Problem description: Find each line containing the string "this" and return it.

Front-end source files:
________________

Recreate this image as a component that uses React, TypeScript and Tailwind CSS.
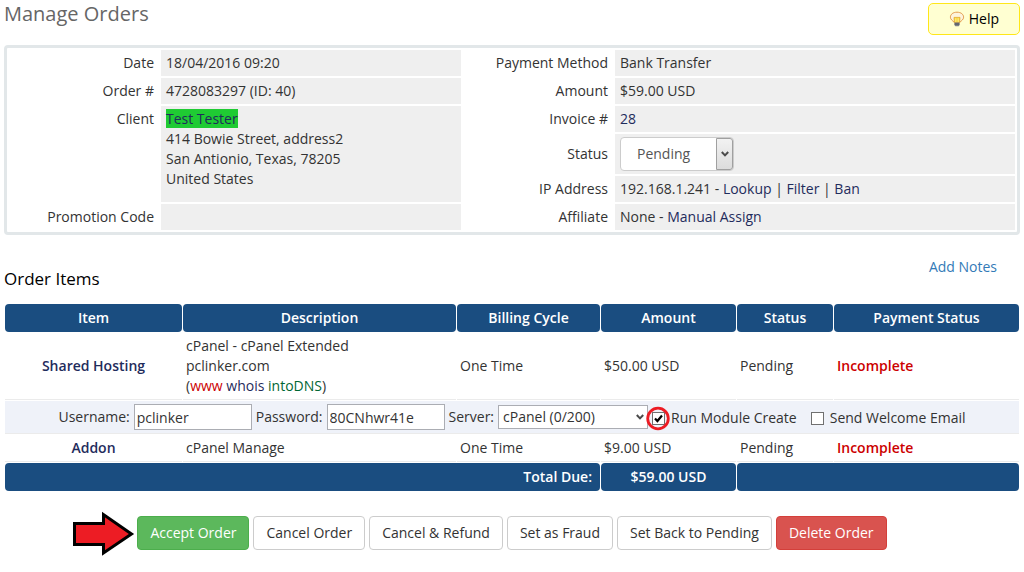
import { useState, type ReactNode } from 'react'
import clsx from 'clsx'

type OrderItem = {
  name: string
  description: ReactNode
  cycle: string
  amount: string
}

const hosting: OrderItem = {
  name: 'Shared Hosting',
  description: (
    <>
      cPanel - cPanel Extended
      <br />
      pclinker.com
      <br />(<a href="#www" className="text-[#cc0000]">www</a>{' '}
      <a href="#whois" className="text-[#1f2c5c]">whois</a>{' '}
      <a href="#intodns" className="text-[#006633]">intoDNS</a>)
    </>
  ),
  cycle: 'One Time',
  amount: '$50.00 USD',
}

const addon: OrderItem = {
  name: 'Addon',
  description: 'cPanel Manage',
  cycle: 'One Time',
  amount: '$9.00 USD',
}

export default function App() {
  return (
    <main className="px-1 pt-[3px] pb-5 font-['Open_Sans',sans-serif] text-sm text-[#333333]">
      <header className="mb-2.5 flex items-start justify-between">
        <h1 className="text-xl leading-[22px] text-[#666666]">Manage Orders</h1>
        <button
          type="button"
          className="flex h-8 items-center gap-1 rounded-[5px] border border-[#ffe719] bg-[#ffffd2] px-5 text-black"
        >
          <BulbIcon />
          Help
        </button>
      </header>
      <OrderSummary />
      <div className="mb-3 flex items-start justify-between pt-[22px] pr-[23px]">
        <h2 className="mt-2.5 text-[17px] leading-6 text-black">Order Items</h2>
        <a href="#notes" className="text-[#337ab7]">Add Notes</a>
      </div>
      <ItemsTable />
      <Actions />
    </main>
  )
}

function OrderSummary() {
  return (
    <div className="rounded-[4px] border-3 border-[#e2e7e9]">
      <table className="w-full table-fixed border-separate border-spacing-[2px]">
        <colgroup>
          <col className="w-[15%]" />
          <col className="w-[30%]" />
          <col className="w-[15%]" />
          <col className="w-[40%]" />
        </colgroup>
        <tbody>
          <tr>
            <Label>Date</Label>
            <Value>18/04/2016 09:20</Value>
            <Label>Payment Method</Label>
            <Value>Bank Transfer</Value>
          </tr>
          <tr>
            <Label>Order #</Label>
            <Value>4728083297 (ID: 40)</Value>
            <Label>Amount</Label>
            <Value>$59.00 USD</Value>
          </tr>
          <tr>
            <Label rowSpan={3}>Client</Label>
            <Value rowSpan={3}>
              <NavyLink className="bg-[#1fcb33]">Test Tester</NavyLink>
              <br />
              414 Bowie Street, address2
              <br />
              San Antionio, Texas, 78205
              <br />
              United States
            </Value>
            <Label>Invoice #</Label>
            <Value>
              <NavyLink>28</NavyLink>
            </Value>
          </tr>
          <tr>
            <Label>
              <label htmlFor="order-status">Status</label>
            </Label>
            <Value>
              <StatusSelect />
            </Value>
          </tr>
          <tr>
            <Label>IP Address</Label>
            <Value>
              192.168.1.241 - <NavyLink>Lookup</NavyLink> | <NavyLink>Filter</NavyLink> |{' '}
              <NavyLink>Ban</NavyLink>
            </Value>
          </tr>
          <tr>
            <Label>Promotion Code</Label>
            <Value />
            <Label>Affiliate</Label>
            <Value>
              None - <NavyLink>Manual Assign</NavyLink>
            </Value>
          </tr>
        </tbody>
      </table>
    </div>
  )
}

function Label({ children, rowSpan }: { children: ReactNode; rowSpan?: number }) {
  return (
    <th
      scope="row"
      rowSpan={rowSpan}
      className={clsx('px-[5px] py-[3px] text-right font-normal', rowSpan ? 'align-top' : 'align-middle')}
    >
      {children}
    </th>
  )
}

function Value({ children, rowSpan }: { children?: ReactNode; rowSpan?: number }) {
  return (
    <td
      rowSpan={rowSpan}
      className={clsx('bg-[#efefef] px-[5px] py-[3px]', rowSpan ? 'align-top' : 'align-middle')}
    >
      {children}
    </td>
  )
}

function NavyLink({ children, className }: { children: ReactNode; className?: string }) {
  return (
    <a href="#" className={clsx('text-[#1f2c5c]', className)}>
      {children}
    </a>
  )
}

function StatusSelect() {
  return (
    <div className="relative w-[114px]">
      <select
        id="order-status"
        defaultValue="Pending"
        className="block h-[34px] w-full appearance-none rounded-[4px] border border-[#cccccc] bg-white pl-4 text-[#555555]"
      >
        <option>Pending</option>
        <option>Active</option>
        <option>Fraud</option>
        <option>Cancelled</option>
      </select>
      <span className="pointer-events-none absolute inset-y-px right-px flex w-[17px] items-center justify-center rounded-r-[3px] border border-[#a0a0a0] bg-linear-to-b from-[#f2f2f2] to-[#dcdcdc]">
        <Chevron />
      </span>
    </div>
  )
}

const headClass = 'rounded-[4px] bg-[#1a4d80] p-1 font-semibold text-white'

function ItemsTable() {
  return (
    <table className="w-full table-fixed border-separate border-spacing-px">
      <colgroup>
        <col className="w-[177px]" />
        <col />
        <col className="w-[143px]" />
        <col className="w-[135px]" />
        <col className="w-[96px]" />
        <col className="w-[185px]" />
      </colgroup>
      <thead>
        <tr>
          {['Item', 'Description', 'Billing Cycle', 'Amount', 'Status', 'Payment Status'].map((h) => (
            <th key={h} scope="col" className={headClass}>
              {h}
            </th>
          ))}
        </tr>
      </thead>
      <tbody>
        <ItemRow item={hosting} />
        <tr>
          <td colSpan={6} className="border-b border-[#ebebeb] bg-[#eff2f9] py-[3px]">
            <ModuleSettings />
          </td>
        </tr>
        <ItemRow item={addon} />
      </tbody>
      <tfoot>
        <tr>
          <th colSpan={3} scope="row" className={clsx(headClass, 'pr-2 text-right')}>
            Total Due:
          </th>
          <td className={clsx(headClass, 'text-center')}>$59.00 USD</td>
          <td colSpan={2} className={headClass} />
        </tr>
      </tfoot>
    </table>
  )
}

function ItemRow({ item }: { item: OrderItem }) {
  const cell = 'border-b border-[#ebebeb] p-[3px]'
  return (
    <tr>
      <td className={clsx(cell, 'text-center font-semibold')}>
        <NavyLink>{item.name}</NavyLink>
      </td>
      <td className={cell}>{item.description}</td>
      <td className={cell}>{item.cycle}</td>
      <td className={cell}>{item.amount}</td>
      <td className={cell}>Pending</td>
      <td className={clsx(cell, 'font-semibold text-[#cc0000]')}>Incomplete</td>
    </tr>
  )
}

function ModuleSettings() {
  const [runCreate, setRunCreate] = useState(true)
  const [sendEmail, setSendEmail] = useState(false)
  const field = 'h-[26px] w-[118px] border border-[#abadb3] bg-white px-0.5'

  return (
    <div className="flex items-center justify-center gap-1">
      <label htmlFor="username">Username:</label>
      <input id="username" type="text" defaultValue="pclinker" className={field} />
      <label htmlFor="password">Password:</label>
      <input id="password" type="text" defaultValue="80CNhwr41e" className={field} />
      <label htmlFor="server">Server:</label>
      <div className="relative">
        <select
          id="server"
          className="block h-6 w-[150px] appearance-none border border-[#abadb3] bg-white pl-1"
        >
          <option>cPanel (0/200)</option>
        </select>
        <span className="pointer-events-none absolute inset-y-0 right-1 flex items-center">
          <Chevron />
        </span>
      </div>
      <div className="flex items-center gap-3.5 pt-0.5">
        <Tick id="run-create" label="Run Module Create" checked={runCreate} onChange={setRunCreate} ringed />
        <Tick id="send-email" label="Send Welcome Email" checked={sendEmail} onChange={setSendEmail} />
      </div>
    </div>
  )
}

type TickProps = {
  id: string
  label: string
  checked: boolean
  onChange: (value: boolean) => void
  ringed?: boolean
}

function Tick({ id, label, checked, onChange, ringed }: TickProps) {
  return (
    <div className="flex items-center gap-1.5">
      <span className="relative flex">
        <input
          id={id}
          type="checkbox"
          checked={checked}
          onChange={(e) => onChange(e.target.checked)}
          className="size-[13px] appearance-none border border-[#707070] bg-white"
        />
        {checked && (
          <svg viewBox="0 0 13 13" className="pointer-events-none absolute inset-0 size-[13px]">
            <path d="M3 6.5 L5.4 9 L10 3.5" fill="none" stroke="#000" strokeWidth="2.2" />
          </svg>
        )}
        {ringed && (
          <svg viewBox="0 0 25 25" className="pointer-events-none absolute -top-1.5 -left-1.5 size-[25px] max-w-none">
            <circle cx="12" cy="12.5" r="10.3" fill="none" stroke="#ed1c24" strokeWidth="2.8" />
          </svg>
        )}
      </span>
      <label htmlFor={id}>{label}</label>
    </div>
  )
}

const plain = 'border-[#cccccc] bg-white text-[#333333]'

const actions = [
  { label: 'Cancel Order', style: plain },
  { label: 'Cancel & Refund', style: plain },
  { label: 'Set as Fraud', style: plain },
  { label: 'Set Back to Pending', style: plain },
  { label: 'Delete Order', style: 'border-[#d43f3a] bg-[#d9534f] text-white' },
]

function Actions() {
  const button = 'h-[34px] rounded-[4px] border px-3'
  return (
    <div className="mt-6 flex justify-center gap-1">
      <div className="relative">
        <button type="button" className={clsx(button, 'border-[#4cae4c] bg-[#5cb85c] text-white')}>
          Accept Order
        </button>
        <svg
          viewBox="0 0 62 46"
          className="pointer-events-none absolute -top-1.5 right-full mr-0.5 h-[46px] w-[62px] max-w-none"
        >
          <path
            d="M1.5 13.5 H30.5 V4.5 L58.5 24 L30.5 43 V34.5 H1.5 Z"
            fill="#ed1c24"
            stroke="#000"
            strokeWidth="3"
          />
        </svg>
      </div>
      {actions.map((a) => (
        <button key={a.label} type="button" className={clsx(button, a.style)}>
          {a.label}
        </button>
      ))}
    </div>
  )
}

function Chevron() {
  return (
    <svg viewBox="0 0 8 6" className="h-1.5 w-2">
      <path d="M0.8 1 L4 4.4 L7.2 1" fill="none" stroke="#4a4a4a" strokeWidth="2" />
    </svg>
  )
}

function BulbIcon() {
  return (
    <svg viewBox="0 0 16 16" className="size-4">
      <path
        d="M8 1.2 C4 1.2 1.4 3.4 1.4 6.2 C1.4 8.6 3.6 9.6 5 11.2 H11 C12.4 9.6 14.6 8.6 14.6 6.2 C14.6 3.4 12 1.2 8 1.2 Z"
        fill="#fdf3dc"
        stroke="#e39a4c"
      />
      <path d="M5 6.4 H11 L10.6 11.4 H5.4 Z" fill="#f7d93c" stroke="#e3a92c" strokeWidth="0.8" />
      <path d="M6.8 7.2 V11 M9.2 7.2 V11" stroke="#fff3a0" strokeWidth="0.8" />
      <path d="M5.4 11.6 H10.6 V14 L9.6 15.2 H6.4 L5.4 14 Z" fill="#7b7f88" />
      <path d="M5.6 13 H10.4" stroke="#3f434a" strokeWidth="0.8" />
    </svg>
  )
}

________________

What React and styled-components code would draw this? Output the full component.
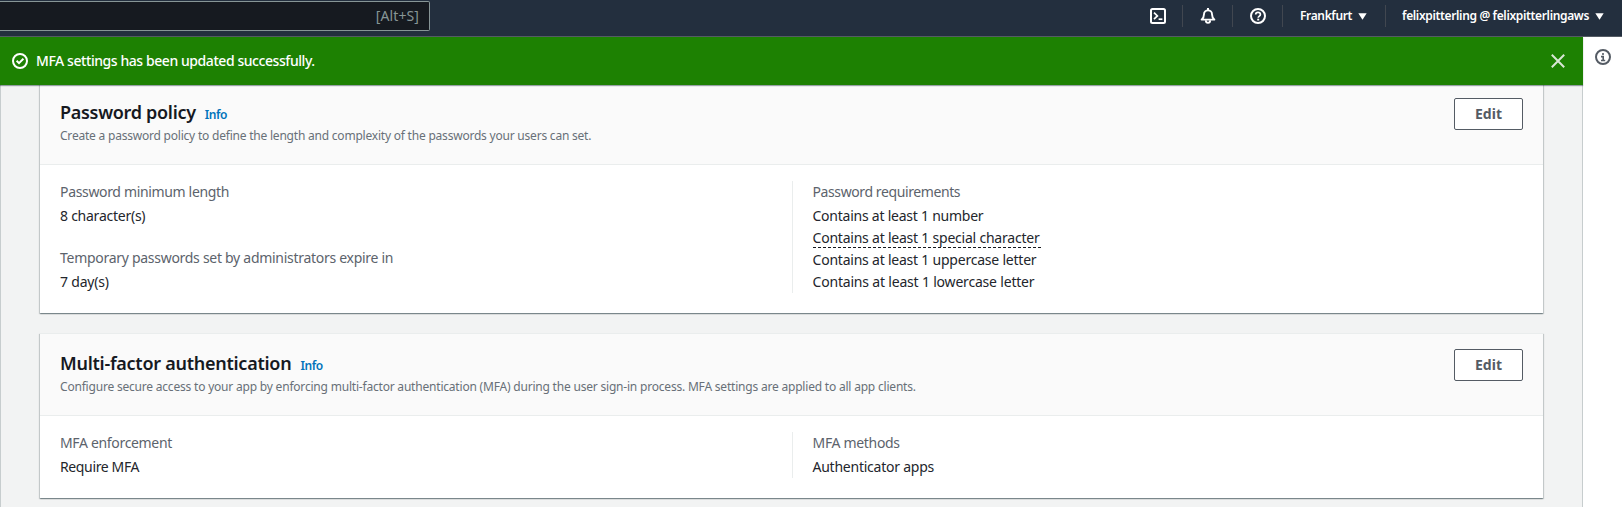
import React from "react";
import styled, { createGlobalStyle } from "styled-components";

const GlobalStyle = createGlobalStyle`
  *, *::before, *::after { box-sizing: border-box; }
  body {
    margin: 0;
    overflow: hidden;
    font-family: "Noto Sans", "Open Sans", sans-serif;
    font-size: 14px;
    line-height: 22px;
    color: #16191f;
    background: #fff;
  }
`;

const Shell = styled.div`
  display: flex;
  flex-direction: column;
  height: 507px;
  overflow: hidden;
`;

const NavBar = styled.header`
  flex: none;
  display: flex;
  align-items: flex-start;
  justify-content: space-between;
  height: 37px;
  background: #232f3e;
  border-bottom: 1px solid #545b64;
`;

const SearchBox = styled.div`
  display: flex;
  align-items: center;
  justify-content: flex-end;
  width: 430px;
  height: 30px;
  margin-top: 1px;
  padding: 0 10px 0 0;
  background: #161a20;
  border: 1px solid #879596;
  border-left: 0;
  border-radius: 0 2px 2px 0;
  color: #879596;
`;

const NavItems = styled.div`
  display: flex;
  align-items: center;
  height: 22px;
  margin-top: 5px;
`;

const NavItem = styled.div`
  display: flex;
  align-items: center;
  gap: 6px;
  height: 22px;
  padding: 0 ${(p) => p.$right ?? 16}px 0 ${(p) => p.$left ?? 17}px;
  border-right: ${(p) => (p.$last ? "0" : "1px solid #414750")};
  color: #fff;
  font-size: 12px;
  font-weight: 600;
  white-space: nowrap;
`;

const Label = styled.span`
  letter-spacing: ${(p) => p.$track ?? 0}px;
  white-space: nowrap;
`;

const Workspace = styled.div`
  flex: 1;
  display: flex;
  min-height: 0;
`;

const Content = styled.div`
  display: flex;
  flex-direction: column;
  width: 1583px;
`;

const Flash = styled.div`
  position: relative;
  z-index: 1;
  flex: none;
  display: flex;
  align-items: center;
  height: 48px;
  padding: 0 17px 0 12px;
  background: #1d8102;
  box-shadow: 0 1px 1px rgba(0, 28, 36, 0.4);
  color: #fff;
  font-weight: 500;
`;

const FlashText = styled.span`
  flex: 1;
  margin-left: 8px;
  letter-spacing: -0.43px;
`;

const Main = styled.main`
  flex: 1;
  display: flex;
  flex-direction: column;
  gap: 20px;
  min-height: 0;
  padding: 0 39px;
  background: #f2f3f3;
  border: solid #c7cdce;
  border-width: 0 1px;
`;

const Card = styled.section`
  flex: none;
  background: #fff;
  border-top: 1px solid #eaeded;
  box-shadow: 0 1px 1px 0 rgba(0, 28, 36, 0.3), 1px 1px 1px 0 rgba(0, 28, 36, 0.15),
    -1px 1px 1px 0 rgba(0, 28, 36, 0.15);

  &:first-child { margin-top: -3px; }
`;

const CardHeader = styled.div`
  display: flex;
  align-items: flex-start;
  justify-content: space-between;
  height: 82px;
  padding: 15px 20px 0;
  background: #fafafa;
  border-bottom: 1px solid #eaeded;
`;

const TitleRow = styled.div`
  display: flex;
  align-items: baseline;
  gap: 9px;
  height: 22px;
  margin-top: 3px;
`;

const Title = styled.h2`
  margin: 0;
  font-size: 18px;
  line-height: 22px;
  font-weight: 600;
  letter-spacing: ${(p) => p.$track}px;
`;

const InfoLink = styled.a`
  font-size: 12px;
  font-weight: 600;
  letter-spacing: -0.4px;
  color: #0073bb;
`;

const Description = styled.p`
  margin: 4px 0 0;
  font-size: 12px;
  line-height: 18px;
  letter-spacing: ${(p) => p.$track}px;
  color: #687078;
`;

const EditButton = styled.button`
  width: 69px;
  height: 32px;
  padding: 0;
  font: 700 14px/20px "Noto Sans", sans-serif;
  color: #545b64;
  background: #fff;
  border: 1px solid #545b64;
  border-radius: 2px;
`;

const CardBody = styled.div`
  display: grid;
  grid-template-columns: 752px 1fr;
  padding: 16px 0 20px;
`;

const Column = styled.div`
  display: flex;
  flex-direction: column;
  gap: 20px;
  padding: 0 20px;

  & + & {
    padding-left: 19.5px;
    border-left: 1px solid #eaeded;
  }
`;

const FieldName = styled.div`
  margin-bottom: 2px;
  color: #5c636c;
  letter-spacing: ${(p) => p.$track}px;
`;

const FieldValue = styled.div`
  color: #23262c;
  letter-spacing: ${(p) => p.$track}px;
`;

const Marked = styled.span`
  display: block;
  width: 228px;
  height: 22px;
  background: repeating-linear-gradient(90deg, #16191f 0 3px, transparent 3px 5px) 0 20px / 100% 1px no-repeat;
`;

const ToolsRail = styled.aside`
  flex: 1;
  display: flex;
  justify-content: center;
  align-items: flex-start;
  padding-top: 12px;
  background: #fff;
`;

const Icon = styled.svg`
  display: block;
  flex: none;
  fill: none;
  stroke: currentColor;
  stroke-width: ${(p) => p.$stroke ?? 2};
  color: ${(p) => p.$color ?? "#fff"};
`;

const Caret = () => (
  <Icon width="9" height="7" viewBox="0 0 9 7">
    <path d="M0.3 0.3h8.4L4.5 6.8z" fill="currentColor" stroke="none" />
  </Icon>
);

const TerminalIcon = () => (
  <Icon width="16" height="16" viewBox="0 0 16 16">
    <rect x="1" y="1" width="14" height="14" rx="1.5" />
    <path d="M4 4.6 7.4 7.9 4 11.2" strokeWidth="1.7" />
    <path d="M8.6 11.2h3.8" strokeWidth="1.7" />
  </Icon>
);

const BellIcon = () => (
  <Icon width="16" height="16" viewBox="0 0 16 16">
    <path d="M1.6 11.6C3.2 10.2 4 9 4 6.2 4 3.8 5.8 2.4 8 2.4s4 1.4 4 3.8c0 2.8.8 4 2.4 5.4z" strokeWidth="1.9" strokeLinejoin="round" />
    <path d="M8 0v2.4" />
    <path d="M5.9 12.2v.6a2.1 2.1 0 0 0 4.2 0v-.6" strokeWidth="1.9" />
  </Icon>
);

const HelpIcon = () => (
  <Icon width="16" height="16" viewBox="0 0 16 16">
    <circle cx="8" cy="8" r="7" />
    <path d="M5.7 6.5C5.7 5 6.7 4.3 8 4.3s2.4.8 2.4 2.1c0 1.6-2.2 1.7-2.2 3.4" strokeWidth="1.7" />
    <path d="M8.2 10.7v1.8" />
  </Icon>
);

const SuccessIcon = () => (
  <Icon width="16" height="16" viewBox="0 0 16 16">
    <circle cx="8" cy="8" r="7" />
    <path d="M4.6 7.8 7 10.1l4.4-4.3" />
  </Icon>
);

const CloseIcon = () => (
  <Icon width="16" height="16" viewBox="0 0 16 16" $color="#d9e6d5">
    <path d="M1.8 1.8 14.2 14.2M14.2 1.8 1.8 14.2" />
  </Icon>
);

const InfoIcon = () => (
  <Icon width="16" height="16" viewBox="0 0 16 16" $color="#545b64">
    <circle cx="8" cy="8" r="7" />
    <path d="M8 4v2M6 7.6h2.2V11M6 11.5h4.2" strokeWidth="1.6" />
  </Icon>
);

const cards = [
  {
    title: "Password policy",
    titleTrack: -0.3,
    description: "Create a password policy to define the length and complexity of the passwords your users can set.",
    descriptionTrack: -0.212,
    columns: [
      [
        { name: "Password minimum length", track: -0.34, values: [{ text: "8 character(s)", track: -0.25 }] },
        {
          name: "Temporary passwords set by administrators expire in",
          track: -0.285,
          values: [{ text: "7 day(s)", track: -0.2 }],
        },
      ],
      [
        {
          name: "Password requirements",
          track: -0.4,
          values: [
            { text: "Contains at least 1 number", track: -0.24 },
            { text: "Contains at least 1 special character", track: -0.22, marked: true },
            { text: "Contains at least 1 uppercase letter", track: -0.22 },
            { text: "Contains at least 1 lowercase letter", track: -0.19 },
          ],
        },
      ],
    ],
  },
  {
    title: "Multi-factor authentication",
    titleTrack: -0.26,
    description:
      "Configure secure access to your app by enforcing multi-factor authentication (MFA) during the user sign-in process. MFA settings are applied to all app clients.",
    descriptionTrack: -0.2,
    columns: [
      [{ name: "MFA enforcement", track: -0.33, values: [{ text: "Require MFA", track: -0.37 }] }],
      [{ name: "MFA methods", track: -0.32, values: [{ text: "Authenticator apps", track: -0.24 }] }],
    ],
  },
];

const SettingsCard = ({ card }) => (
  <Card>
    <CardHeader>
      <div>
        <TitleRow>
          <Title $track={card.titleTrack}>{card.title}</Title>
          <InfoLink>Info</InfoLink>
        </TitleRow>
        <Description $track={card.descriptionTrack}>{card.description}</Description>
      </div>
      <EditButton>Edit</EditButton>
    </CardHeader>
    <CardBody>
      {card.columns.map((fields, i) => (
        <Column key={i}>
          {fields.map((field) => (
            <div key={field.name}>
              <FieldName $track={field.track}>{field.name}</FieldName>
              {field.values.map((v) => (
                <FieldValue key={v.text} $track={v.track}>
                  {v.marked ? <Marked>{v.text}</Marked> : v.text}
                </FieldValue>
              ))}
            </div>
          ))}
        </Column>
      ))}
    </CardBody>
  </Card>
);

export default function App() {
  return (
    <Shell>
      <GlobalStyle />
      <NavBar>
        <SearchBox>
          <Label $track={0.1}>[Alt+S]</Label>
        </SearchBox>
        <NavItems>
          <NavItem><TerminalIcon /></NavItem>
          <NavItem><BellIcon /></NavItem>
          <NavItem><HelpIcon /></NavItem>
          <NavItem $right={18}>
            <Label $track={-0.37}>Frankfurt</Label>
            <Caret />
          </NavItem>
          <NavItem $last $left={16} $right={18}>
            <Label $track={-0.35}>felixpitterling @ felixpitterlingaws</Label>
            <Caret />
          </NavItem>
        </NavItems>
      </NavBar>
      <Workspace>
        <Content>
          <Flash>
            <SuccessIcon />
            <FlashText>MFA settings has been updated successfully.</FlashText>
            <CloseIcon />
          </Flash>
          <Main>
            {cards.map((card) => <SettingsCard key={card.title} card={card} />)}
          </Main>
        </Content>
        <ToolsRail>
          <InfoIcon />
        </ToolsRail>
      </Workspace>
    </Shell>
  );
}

________________

Right answer:
Recreate this image as a component that uses React, TypeScript and Tailwind CSS.
What React and styled-components code would draw this? Output the full component.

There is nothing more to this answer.